Big Larry’s European adventure

It sounds like Larry Correia had a blast on his European tour:

Of all the languages, German was by far the easiest to pick up words and phrases for me. Despite being related to Portuguese and Spanish, French sounds totally eluded me. And Czech is HARD (they have like 46 ways to make conjunctions). But German shares a lot of word roots with English, and the actual structure is pretty straight forward. Plus it is fun to just walk around and make up vaguely German sounding names for things, like a pigeon is Das Poopinbirden.

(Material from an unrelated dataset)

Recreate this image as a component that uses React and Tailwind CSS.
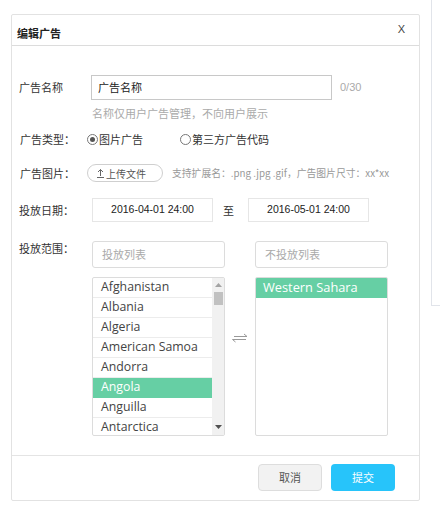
import React from 'react';

const countries = [
  'Afghanistan',
  'Albania',
  'Algeria',
  'American Samoa',
  'Andorra',
  'Angola',
  'Anguilla',
  'Antarctica',
];

function Radio({ checked }) {
  return (
    <span className="w-[11px] h-[11px] rounded-full border border-[#777] flex items-center justify-center bg-white">
      {checked && <span className="w-[5px] h-[5px] rounded-full bg-[#555]" />}
    </span>
  );
}

export default function App() {
  return (
    <div
      className="relative w-[440px] h-[509px] bg-white overflow-hidden text-[#333]"
      style={{ fontFamily: '"Noto Sans CJK SC", "Noto Sans", sans-serif' }}
    >
      {/* page behind the dialog */}
      <div className="absolute left-[431px] top-0 w-[20px] h-[306px] border-l border-b border-[#e1e4ea]" />

      <div className="relative ml-[11px] mt-[14px] w-[409px] h-[487px] border border-[#e2e2e2] rounded-[2px] flex flex-col bg-white">
        {/* header */}
        <div className="h-[31px] border-b border-[#dcdcdc] flex items-center justify-between pl-[5px] pr-[14px]">
          <span className="text-[11px] font-bold text-[#222] leading-none mt-[6px]">编辑广告</span>
          <span className="text-[11px] text-[#444] leading-none mt-[-1px]" style={{ fontFamily: '"Liberation Sans", sans-serif' }}>
            X
          </span>
        </div>

        {/* body */}
        <div className="flex-1 pl-[7px] pt-[29px] text-[11px]">
          <div className="flex items-center h-[25px]">
            <span className="w-[72px] text-[#333]">广告名称</span>
            <div className="w-[241px] h-[25px] border border-[#c8c8c8] flex items-center pl-[6px] text-[11px] text-[#222]">
              广告名称
            </div>
            <span className="ml-[8px] text-[#aaa]" style={{ fontFamily: '"Liberation Sans", sans-serif' }}>
              0/30
            </span>
          </div>
          <div className="ml-[73px] mt-[4px] text-[#aaa] leading-[18px]">名称仅用户广告管理，不向用户展示</div>

          <div className="flex items-center h-[18px] mt-[8px]">
            <span className="w-[68px] pl-[1px]">广告类型：</span>
            <Radio checked />
            <span className="ml-[1px] w-[81px]">图片广告</span>
            <Radio />
            <span className="ml-[1px]">第三方广告代码</span>
          </div>

          <div className="flex items-center h-[18px] mt-[16px]">
            <span className="w-[68px] pl-[1px]">广告图片：</span>
            <div className="w-[76px] h-[18px] rounded-full border border-[#cfcfcf] flex items-center pl-[8px] text-[10px] text-[#555]">
              <svg width="9" height="10" viewBox="0 0 9 10" fill="none" stroke="#666" strokeWidth="1">
                <path d="M4.5 8V1.5 M2 4 L4.5 1.5 L7 4 M1 9.5 H8" />
              </svg>
              <span className="ml-[1px]">上传文件</span>
            </div>
            <span className="ml-[9px] text-[9.8px] text-[#999]">支持扩展名：.png .jpg .gif，广告图片尺寸：xx*xx</span>
          </div>

          <div className="flex items-center h-[24px] mt-[16px]">
            <span className="w-[73px]">投放日期：</span>
            <div
              className="w-[121px] h-[24px] border border-[#e6e6e6] flex items-center justify-center text-[10.5px] text-[#222]"
              style={{ fontFamily: '"Liberation Sans", sans-serif' }}
            >
              2016-04-01 24:00
            </div>
            <span className="w-[35px] pl-[10px]">至</span>
            <div
              className="w-[121px] h-[24px] border border-[#e6e6e6] flex items-center justify-center text-[10.5px] text-[#222]"
              style={{ fontFamily: '"Liberation Sans", sans-serif' }}
            >
              2016-05-01 24:00
            </div>
          </div>

          <div className="flex mt-[19px]">
            <span className="w-[73px] leading-none mt-[2px]">投放范围：</span>
            <div className="flex">
              <div className="flex flex-col w-[133px]">
                <div className="h-[27px] border border-[#dcdcdc] rounded-[3px] flex items-center pl-[9px] text-[11px] text-[#aaa]">
                  投放列表
                </div>
                <div className="mt-[9px] h-[159px] border border-[#dcdcdc] rounded-[2px] flex overflow-hidden">
                  <div className="flex-1 flex flex-col" style={{ fontFamily: '"Open Sans", sans-serif' }}>
                    {countries.map((c) => (
                      <div
                        key={c}
                        className={
                          c === 'Angola'
                            ? 'h-[20px] shrink-0 flex items-center pl-[8px] text-[12.3px] bg-[#66cfa4] text-white border-b border-[#66cfa4]'
                            : 'h-[20px] shrink-0 flex items-center pl-[8px] text-[12.3px] text-[#444] border-b border-[#ececec]'
                        }
                      >
                        {c}
                      </div>
                    ))}
                  </div>
                  <div className="w-[12px] bg-[#f1f1f1] flex flex-col items-center">
                    <svg width="7" height="4" viewBox="0 0 7 4" className="mt-[5px]">
                      <path d="M0 4 L3.5 0 L7 4 Z" fill="#a3a3a3" />
                    </svg>
                    <div className="w-[9px] h-[13px] bg-[#c1c1c1] mt-[5px]" />
                    <div className="flex-1" />
                    <svg width="7" height="4" viewBox="0 0 7 4" className="mb-[6px]">
                      <path d="M0 0 L7 0 L3.5 4 Z" fill="#505050" />
                    </svg>
                  </div>
                </div>
              </div>

              <div className="w-[30px] flex items-start justify-center pt-[92px]">
                <svg width="18" height="10" viewBox="0 0 18 10" fill="none" stroke="#999" strokeWidth="1">
                  <path d="M3 3.5 H16 L13 1 M1.5 6.5 H15 M1.5 6.5 L4.5 9" />
                </svg>
              </div>

              <div className="flex flex-col w-[133px]">
                <div className="h-[27px] border border-[#dcdcdc] rounded-[3px] flex items-center pl-[9px] text-[11px] text-[#aaa]">
                  不投放列表
                </div>
                <div className="mt-[9px] h-[159px] border border-[#dcdcdc] rounded-[2px] flex flex-col overflow-hidden">
                  <div
                    className="h-[20px] flex items-center pl-[7px] text-[12.8px] bg-[#66cfa4] text-white"
                    style={{ fontFamily: '"Open Sans", sans-serif' }}
                  >
                    Western Sahara
                  </div>
                </div>
              </div>
            </div>
          </div>
        </div>

        {/* footer */}
        <div className="h-[45px] border-t border-[#e4e4e4] flex items-start justify-end pr-[24px] pt-[8px] gap-[9px]">
          <button className="w-[64px] h-[27px] rounded-[4px] border border-[#dddddd] bg-[#f2f2f2] text-[11px] text-[#555]">
            取消
          </button>
          <button className="w-[64px] h-[27px] rounded-[4px] bg-[#27c4fa] text-[11px] text-white">提交</button>
        </div>
      </div>
    </div>
  );
}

The next day we drove across all of Germany to the Czech Republic, and I got to experience the autobahn, which my whole life has been this sort of mythical place that has no speed limits, and is filled with drivers that understand slow traffic stays right, and where they never camp in the left lane, and in fact, if you’re blocking the left lane, they’ll come right up on your bumper at 100 miles an hour, honking, and flashing their lights. It was a place devoid of mercy, unforgiving of weakness. So we set out.

Apparently there are two kinds of tourist drivers on the autobahn. Those who are weak, fearful, whose crying pillows smell of lilacs and shame, who stay in the truck lane, or who wander out into the left occasionally, timidly, to be honked at and chased aside by awesome Teutonic Super Drivers…

And the other kind is the American who manages to average 180km an hour across all of Germany in a Volvo diesel station wagon.

It was AMAZING. I felt like a race car driver across an entire country. You know why German cars don’t have cup holders? Because if you stop to drink while driving, YOU WILL DIE. And you should. You need to be on. I’d get a gap, jump out to the left, floor it (because fuel economy is for hippies I’m on the mother f’ing autobahn!),  and nobody pulls out in front of me in a minivan to enforce their personal speed limit, people ahead of me going slower (like 100mph) immediately get out of the way, and when some bad ass comes up behind me in a super car, I get out of his way, and then they blast past me like I’m standing still.

It was beautiful.

You wouldn’t think a diesel Volvo would be comfy at 112 miles an hour, but it really is. Yes. I friggin’ love the autobahn. If I lived here I would buy a giant BMW or Audi and drive very fast, all the time. Why can’t we have something like this here? I would like to institute autobahn style rules on I-15 in Utah. Sure, a few thousand people would probably die in the first weekend, but after that it would be awesome.

Can confirm. What some might find interesting is that Italy has its own sort of temporary autobahn, which is certain stretches of the autostrada on Sunday mornings from 9-11 AM. Spacebunny and I were driving home from Verona one morning, doing about 100 MPH or so, when I saw a red car coming up VERY FAST from behind.

It turned out to be a Ferrari 456. A few moments later, a tricked-out blue Porsche with a vague resemblance to a 911 flew past as well. My Call of Duty mate, who used to race Formula 2, has friends who drive for Ferrari, and drives an Aston Martin, later told me that there are certain sections of the autostrada that are intentionally left camera-free so that the men with the supercars can let them rip at times when the traffic is light.

European pro tip: if you see silver in the distance behind you, move over without delay. No one in Europe drives faster, or is more likely to ride your bumper, than drivers of silver Mercedes station wagons. My theory is that if you need a station wagon, but insist on spending the money for a high-performance engine, you’re probably a roadway lunatic. I see plenty of nice, big-engined sports cars and sedans cruising along the autostrada at reasonable speeds, but every single Mercedes station wagon driver is flying along at least 20 MPH faster than the flow of traffic, no matter how fast it is, with his left blinker permanently on.

And for some reason that still eludes me, they are always silver.

Larry is right about German being easier for English speakers too. As for French, I honestly found it easier to pick up Japanese. The Italians may speak rapidly and use the same word to describe three completely different concepts, (hence the need for all the gestures) but at least they enunciate.